To understand Amarone, you start with Bepi. Giuseppe Quintarelli is widely called the father of the modern style, and decades after his wines first traveled the world, his estate above Negrar still makes them exactly as he did.
Backstory
The roots reach back to the early 1900s, when Silvio Quintarelli farmed vines on a sharecropping basis in Marano di Valpolicella. After the First World War he moved to Negrar and founded his own vineyard in 1924. It was his son Giuseppe, known as Bepi, who carried the estate to worldwide renown. After 60 years in wine, Giuseppe died in 2012, and the estate continues under his daughter Fiorenza, son-in-law Giampaolo, and grandchildren Francesco and Lorenzo.
The Region
The 12-hectare property sits in the hills of Negrar, north of Verona, in the heart of Valpolicella Classico, at around 500 meters of elevation. The cool altitude is central to the freshness that balances the wines' power.
Vineyards & Farming
The estate grows the traditional Valpolicella varieties, led by Corvina, Corvinone, and Rondinella, alongside experimental international plantings that Bepi pioneered.
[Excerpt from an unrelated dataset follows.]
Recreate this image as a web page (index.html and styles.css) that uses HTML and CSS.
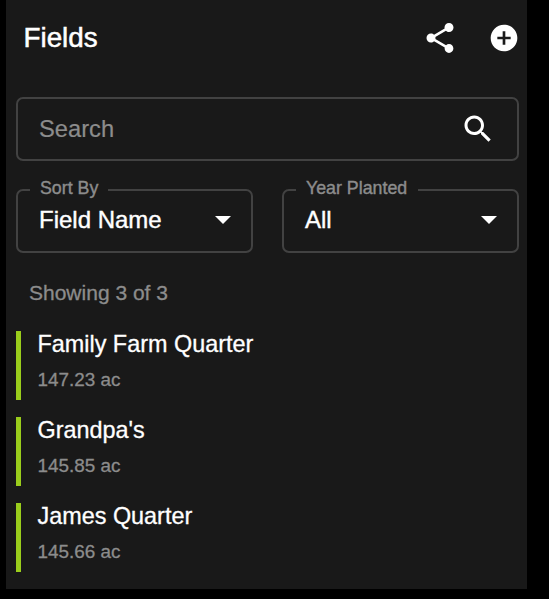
FILE: index.html
```html
<!DOCTYPE html>
<html lang="en">
<head>
    <meta charset="UTF-8">
    <meta name="viewport" content="width=device-width, initial-scale=1"/>
    <title>Fields</title>
    <link rel="stylesheet" href="styles.css">
</head>
<body>
<main>
    <header>
        <h1>Fields</h1>
        <div class="actions">
            <svg class="icon" viewBox="0 0 24 24" aria-label="Share">
                <path d="M18 16.08c-.76 0-1.44.3-1.96.77L8.91 12.7c.05-.23.09-.46.09-.7s-.04-.47-.09-.7l7.05-4.11c.54.5 1.25.81 2.04.81 1.66 0 3-1.34 3-3s-1.34-3-3-3-3 1.34-3 3c0 .24.04.47.09.7L8.04 9.81C7.5 9.31 6.79 9 6 9c-1.66 0-3 1.34-3 3s1.34 3 3 3c.79 0 1.5-.31 2.04-.81l7.12 4.16c-.05.21-.08.43-.08.65 0 1.61 1.31 2.92 2.92 2.92s2.92-1.31 2.92-2.92-1.31-2.92-2.92-2.92z"/>
            </svg>
            <svg class="icon add" viewBox="0 0 24 24" aria-label="Add">
                <path d="M12 2C6.48 2 2 6.48 2 12s4.48 10 10 10 10-4.48 10-10S17.52 2 12 2zm5 11h-4v4h-2v-4H7v-2h4V7h2v4h4v2z"/>
            </svg>
        </div>
    </header>
    <div class="search">
        <span>Search</span>
        <svg class="icon" viewBox="0 0 24 24">
            <path d="M15.5 14h-.79l-.28-.27C15.41 12.59 16 11.11 16 9.5 16 5.91 13.09 3 9.5 3S3 5.91 3 9.5 5.91 16 9.5 16c1.61 0 3.09-.59 4.23-1.57l.27.28v.79l5 4.99L20.49 19l-4.99-5zm-6 0C7.01 14 5 11.99 5 9.5S7.01 5 9.5 5 14 7.01 14 9.5 11.99 14 9.5 14z"/>
        </svg>
    </div>
    <div class="filters">
        <fieldset class="select">
            <legend>Sort By</legend>
            <div class="value">
                <span>Field Name</span>
                <svg class="arrow" viewBox="0 0 16 8"><path d="M0 0h16L8 8z"/></svg>
            </div>
        </fieldset>
        <fieldset class="select">
            <legend class="wide">Year Planted</legend>
            <div class="value">
                <span>All</span>
                <svg class="arrow" viewBox="0 0 16 8"><path d="M0 0h16L8 8z"/></svg>
            </div>
        </fieldset>
    </div>
    <p class="count">Showing 3 of 3</p>
    <ul>
        <li>
            <div class="name">Family Farm Quarter</div>
            <div class="acres">147.23 ac</div>
        </li>
        <li>
            <div class="name">Grandpa's</div>
            <div class="acres">145.85 ac</div>
        </li>
        <li>
            <div class="name">James Quarter</div>
            <div class="acres">145.66 ac</div>
        </li>
    </ul>
</main>
</body>
</html>
```

FILE: styles.css
```css
* {
    box-sizing: border-box;
    font-family: 'Liberation Sans', Arial, sans-serif;
}

body {
    margin: 0;
    background-color: black;
    color: white;
    height: 599px;
    overflow: hidden;
}

main {
    background-color: #191919;
    width: 521px;
    height: 589px;
    margin-left: 6px;
    padding: 0 8px 0 10px;
}

header {
    display: flex;
    justify-content: space-between;
    align-items: center;
    height: 76px;
    padding-left: 7.5px;
}

h1 {
    margin: 0;
    font-size: 27.8px;
    font-weight: normal;
    -webkit-text-stroke: 0.5px white;
}

.actions {
    display: flex;
    align-items: center;
    gap: 30px;
}

.icon {
    width: 36px;
    height: 36px;
    fill: white;
}

.add {
    width: 32px;
    height: 32px;
    margin: 0 -0.5px 1px 0;
}

.search {
    display: flex;
    justify-content: space-between;
    align-items: center;
    height: 64px;
    margin-top: 21px;
    padding: 0 21.5px 0 21px;
    border: 2px solid #424242;
    border-radius: 7px;
    color: #8c8c8c;
    font-size: 23.7px;
    -webkit-text-stroke: 0.2px #8c8c8c;
}

.filters {
    display: flex;
    gap: 29px;
    margin-top: 18px;
}

.select {
    flex: 1;
    min-width: 0;
    height: 74px;
    margin: 0;
    padding: 0 20px 0 12px;
    border: 2px solid #424242;
    border-radius: 7px;
}

legend {
    height: 22px;
    width: 78px;
    padding: 0 10px;
    color: #8c8c8c;
    font-size: 17.8px;
    line-height: 19px;
    white-space: nowrap;
    -webkit-text-stroke: 0.4px #8c8c8c;
}

legend.wide {
    width: 122px;
}

.value {
    display: flex;
    justify-content: space-between;
    align-items: center;
    height: 38px;
    padding-left: 9px;
    font-size: 24px;
    -webkit-text-stroke: 0.4px white;
}

.arrow {
    width: 16px;
    height: 8px;
    fill: white;
}

.count {
    margin: 27px 0 0 13px;
    color: #8c8c8c;
    font-size: 21px;
    line-height: 26px;
    -webkit-text-stroke: 0.3px #8c8c8c;
}

ul {
    display: grid;
    row-gap: 17px;
    list-style: none;
    margin: 25px 0 0;
    padding: 0;
}

li {
    height: 69px;
    padding-left: 16.5px;
    border-left: 5px solid #9acd1c;
}

.name {
    font-size: 23.4px;
    line-height: 26px;
    -webkit-text-stroke: 0.3px white;
}

.acres {
    margin-top: 11px;
    color: #8c8c8c;
    font-size: 18.9px;
    line-height: 24px;
    -webkit-text-stroke: 0.3px #8c8c8c;
}
```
The vineyards are farmed meticulously to produce the healthy, ripe fruit that the drying process demands.
Winemaking
The signature is appassimento, the drying of grapes after harvest. Quintarelli uses three methods: hanging bunches to dry, laying them in shallow wooden crates, and resting them on wooden racks. After months of drying the grapes are pressed and fermented slowly, then aged for years in large Slavonian oak botti, around 8 years for Amarone and up to 10 for the Riserva, with Recioto aged about 6 years.
The Wines
The cellar produces the benchmark Amarone della Valpolicella Classico and its Riserva, the sweet Recioto della Valpolicella, a serious Valpolicella Classico Superiore, and the rare Alzero. Each is a study in patience, concentration, and restraint.